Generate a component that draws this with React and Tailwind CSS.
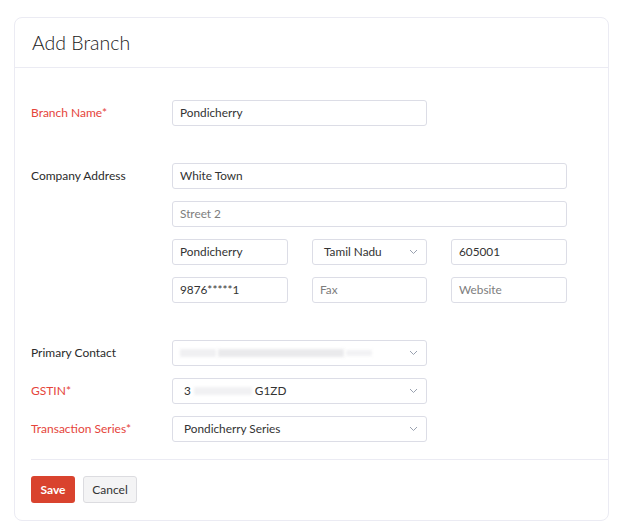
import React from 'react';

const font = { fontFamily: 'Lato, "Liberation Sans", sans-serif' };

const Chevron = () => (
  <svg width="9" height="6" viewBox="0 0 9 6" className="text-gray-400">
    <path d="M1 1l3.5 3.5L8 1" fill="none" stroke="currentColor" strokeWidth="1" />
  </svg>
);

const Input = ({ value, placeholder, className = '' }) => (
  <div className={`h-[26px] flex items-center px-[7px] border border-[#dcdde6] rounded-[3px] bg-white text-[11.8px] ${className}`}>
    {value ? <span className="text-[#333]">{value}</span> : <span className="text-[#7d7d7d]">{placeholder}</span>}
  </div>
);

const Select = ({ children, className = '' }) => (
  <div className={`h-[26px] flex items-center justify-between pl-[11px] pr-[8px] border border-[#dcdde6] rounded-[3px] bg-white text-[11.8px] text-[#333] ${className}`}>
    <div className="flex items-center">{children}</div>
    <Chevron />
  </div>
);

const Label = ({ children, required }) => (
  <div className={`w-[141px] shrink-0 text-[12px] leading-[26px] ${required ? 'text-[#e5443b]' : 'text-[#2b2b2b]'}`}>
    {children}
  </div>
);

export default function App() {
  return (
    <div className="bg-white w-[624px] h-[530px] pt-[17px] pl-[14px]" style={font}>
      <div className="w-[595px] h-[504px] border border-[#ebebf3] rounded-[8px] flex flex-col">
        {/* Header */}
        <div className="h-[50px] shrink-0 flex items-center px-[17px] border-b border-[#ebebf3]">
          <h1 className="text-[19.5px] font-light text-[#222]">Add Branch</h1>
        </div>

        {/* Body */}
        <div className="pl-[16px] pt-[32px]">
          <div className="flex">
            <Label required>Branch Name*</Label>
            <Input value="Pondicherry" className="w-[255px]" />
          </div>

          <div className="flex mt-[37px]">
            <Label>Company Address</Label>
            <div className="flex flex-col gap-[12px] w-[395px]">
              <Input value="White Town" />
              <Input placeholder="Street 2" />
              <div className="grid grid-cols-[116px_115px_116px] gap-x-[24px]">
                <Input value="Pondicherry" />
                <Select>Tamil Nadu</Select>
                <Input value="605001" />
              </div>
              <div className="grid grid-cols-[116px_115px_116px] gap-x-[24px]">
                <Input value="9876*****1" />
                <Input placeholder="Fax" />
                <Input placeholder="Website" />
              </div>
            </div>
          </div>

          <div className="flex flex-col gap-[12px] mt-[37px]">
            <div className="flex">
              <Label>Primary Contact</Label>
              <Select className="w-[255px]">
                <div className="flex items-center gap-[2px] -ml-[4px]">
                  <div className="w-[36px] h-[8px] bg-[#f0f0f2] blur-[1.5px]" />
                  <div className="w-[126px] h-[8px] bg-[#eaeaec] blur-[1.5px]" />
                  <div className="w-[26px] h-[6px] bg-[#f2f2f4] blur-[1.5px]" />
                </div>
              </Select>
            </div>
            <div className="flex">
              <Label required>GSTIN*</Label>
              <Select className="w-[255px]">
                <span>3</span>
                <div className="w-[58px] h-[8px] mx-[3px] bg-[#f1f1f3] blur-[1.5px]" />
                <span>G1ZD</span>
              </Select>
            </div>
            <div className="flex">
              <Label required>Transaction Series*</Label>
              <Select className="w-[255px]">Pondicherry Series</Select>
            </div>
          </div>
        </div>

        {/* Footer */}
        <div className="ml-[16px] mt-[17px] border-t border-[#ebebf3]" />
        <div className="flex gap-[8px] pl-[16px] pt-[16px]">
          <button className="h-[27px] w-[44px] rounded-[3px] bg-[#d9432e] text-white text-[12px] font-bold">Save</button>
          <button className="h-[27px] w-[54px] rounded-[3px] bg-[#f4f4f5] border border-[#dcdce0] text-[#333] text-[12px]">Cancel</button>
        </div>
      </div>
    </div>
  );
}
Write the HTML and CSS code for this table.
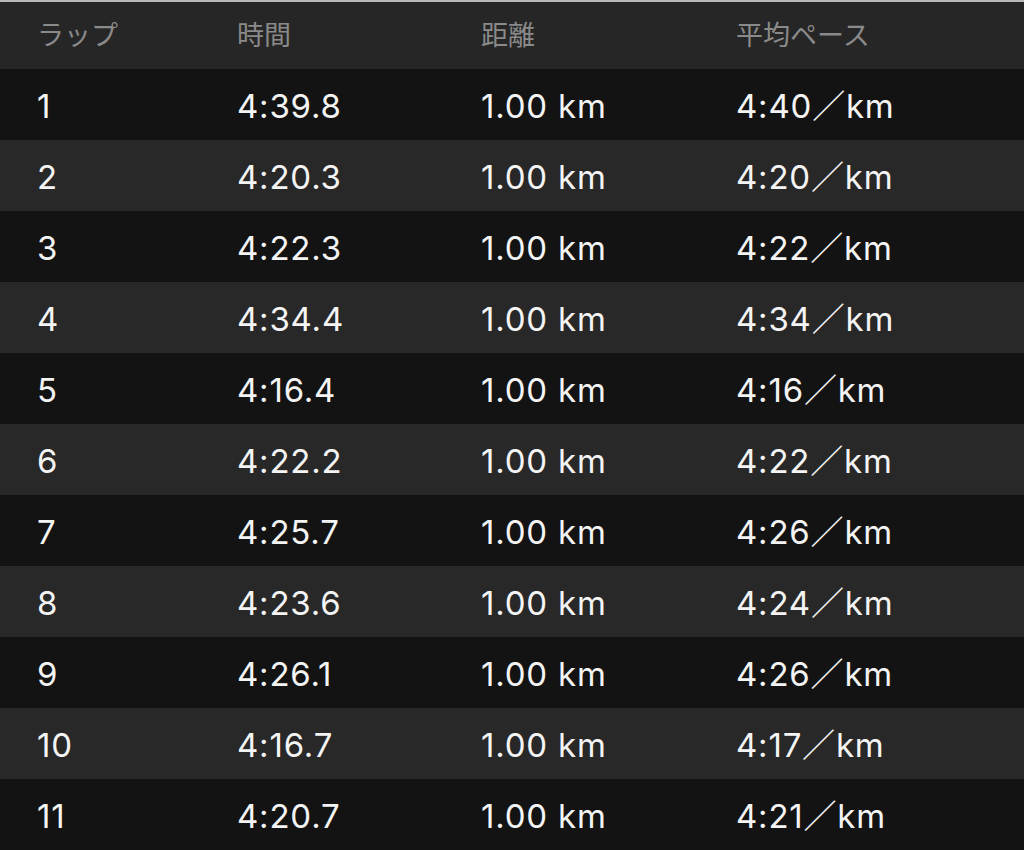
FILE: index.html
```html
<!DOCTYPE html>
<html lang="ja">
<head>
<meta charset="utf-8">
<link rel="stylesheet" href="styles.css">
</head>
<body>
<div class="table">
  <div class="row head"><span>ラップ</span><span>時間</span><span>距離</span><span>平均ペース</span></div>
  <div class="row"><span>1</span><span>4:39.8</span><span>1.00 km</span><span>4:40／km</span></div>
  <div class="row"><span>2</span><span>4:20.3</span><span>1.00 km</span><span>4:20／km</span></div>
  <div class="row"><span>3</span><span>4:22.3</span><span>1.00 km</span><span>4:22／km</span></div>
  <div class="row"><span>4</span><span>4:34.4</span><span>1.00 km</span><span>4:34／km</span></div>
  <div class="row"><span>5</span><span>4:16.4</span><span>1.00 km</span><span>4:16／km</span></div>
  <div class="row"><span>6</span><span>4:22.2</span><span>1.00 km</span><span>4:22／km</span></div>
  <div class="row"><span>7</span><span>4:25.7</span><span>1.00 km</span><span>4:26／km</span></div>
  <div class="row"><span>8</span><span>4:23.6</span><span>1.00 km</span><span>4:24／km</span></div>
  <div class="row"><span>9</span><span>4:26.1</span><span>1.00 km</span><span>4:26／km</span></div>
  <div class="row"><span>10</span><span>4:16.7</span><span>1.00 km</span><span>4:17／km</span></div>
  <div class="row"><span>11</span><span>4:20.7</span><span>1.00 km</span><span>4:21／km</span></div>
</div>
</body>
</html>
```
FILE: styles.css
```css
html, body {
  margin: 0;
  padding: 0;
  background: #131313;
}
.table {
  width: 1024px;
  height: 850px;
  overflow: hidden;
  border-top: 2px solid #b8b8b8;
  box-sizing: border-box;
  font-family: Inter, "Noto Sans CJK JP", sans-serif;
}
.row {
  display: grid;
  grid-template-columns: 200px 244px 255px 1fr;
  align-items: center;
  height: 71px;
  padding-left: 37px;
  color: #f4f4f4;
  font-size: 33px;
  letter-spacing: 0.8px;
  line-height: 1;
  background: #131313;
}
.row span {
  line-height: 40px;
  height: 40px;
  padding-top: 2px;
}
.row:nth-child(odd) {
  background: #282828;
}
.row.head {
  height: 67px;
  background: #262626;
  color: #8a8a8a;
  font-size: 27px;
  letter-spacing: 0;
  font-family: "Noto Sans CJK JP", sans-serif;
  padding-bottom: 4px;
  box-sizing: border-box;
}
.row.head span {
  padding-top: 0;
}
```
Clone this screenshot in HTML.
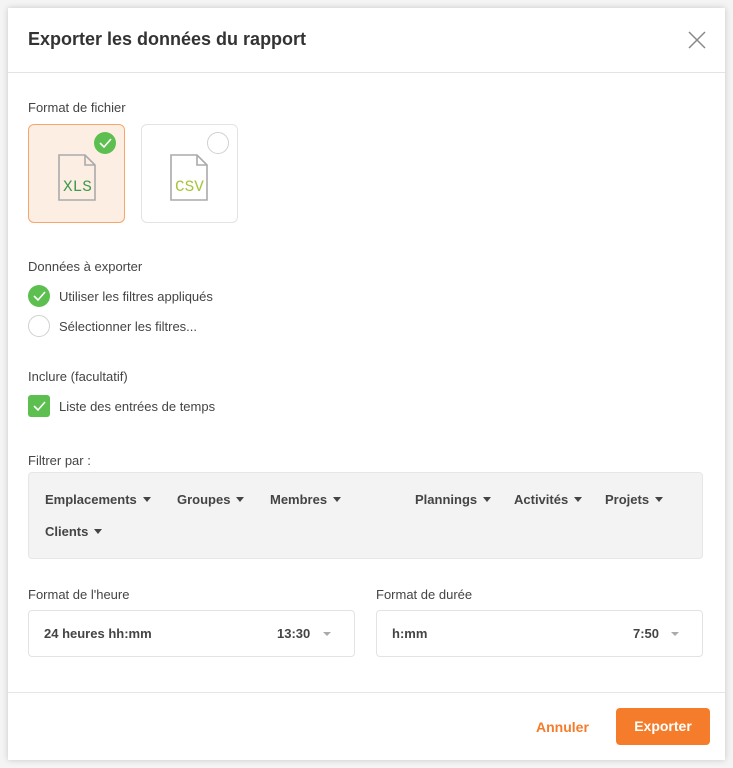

___

Problem statement>
Pictures are to be left out; repeat all the remaining data exactly.

Answer below>
Generate a component that draws this with React and Tailwind CSS.
import React from 'react';

const font = { fontFamily: 'Lato, "Liberation Sans", sans-serif' };

const Chevron = () => (
  <svg width="9" height="6" viewBox="0 0 9 6" className="text-gray-400">
    <path d="M1 1l3.5 3.5L8 1" fill="none" stroke="currentColor" strokeWidth="1" />
  </svg>
);

const Input = ({ value, placeholder, className = '' }) => (
  <div className={`h-[26px] flex items-center px-[7px] border border-[#dcdde6] rounded-[3px] bg-white text-[11.8px] ${className}`}>
    {value ? <span className="text-[#333]">{value}</span> : <span className="text-[#7d7d7d]">{placeholder}</span>}
  </div>
);

const Select = ({ children, className = '' }) => (
  <div className={`h-[26px] flex items-center justify-between pl-[11px] pr-[8px] border border-[#dcdde6] rounded-[3px] bg-white text-[11.8px] text-[#333] ${className}`}>
    <div className="flex items-center">{children}</div>
    <Chevron />
  </div>
);

const Label = ({ children, required }) => (
  <div className={`w-[141px] shrink-0 text-[12px] leading-[26px] ${required ? 'text-[#e5443b]' : 'text-[#2b2b2b]'}`}>
    {children}
  </div>
);

export default function App() {
  return (
    <div className="bg-white w-[624px] h-[530px] pt-[17px] pl-[14px]" style={font}>
      <div className="w-[595px] h-[504px] border border-[#ebebf3] rounded-[8px] flex flex-col">
        {/* Header */}
        <div className="h-[50px] shrink-0 flex items-center px-[17px] border-b border-[#ebebf3]">
          <h1 className="text-[19.5px] font-light text-[#222]">Add Branch</h1>
        </div>

        {/* Body */}
        <div className="pl-[16px] pt-[32px]">
          <div className="flex">
            <Label required>Branch Name*</Label>
            <Input value="Pondicherry" className="w-[255px]" />
          </div>

          <div className="flex mt-[37px]">
            <Label>Company Address</Label>
            <div className="flex flex-col gap-[12px] w-[395px]">
              <Input value="White Town" />
              <Input placeholder="Street 2" />
              <div className="grid grid-cols-[116px_115px_116px] gap-x-[24px]">
                <Input value="Pondicherry" />
                <Select>Tamil Nadu</Select>
                <Input value="605001" />
              </div>
              <div className="grid grid-cols-[116px_115px_116px] gap-x-[24px]">
                <Input value="9876*****1" />
                <Input placeholder="Fax" />
                <Input placeholder="Website" />
              </div>
            </div>
          </div>

          <div className="flex flex-col gap-[12px] mt-[37px]">
            <div className="flex">
              <Label>Primary Contact</Label>
              <Select className="w-[255px]">
                <div className="flex items-center gap-[2px] -ml-[4px]">
                  <div className="w-[36px] h-[8px] bg-[#f0f0f2] blur-[1.5px]" />
                  <div className="w-[126px] h-[8px] bg-[#eaeaec] blur-[1.5px]" />
                  <div className="w-[26px] h-[6px] bg-[#f2f2f4] blur-[1.5px]" />
                </div>
              </Select>
            </div>
            <div className="flex">
              <Label required>GSTIN*</Label>
              <Select className="w-[255px]">
                <span>3</span>
                <div className="w-[58px] h-[8px] mx-[3px] bg-[#f1f1f3] blur-[1.5px]" />
                <span>G1ZD</span>
              </Select>
            </div>
            <div className="flex">
              <Label required>Transaction Series*</Label>
              <Select className="w-[255px]">Pondicherry Series</Select>
            </div>
          </div>
        </div>

        {/* Footer */}
        <div className="ml-[16px] mt-[17px] border-t border-[#ebebf3]" />
        <div className="flex gap-[8px] pl-[16px] pt-[16px]">
          <button className="h-[27px] w-[44px] rounded-[3px] bg-[#d9432e] text-white text-[12px] font-bold">Save</button>
          <button className="h-[27px] w-[54px] rounded-[3px] bg-[#f4f4f5] border border-[#dcdce0] text-[#333] text-[12px]">Cancel</button>
        </div>
      </div>
    </div>
  );
}
Write the HTML and CSS code for this table.
FILE: index.html
```html
<!DOCTYPE html>
<html lang="ja">
<head>
<meta charset="utf-8">
<link rel="stylesheet" href="styles.css">
</head>
<body>
<div class="table">
  <div class="row head"><span>ラップ</span><span>時間</span><span>距離</span><span>平均ペース</span></div>
  <div class="row"><span>1</span><span>4:39.8</span><span>1.00 km</span><span>4:40／km</span></div>
  <div class="row"><span>2</span><span>4:20.3</span><span>1.00 km</span><span>4:20／km</span></div>
  <div class="row"><span>3</span><span>4:22.3</span><span>1.00 km</span><span>4:22／km</span></div>
  <div class="row"><span>4</span><span>4:34.4</span><span>1.00 km</span><span>4:34／km</span></div>
  <div class="row"><span>5</span><span>4:16.4</span><span>1.00 km</span><span>4:16／km</span></div>
  <div class="row"><span>6</span><span>4:22.2</span><span>1.00 km</span><span>4:22／km</span></div>
  <div class="row"><span>7</span><span>4:25.7</span><span>1.00 km</span><span>4:26／km</span></div>
  <div class="row"><span>8</span><span>4:23.6</span><span>1.00 km</span><span>4:24／km</span></div>
  <div class="row"><span>9</span><span>4:26.1</span><span>1.00 km</span><span>4:26／km</span></div>
  <div class="row"><span>10</span><span>4:16.7</span><span>1.00 km</span><span>4:17／km</span></div>
  <div class="row"><span>11</span><span>4:20.7</span><span>1.00 km</span><span>4:21／km</span></div>
</div>
</body>
</html>
```
FILE: styles.css
```css
html, body {
  margin: 0;
  padding: 0;
  background: #131313;
}
.table {
  width: 1024px;
  height: 850px;
  overflow: hidden;
  border-top: 2px solid #b8b8b8;
  box-sizing: border-box;
  font-family: Inter, "Noto Sans CJK JP", sans-serif;
}
.row {
  display: grid;
  grid-template-columns: 200px 244px 255px 1fr;
  align-items: center;
  height: 71px;
  padding-left: 37px;
  color: #f4f4f4;
  font-size: 33px;
  letter-spacing: 0.8px;
  line-height: 1;
  background: #131313;
}
.row span {
  line-height: 40px;
  height: 40px;
  padding-top: 2px;
}
.row:nth-child(odd) {
  background: #282828;
}
.row.head {
  height: 67px;
  background: #262626;
  color: #8a8a8a;
  font-size: 27px;
  letter-spacing: 0;
  font-family: "Noto Sans CJK JP", sans-serif;
  padding-bottom: 4px;
  box-sizing: border-box;
}
.row.head span {
  padding-top: 0;
}
```
Clone this screenshot in HTML.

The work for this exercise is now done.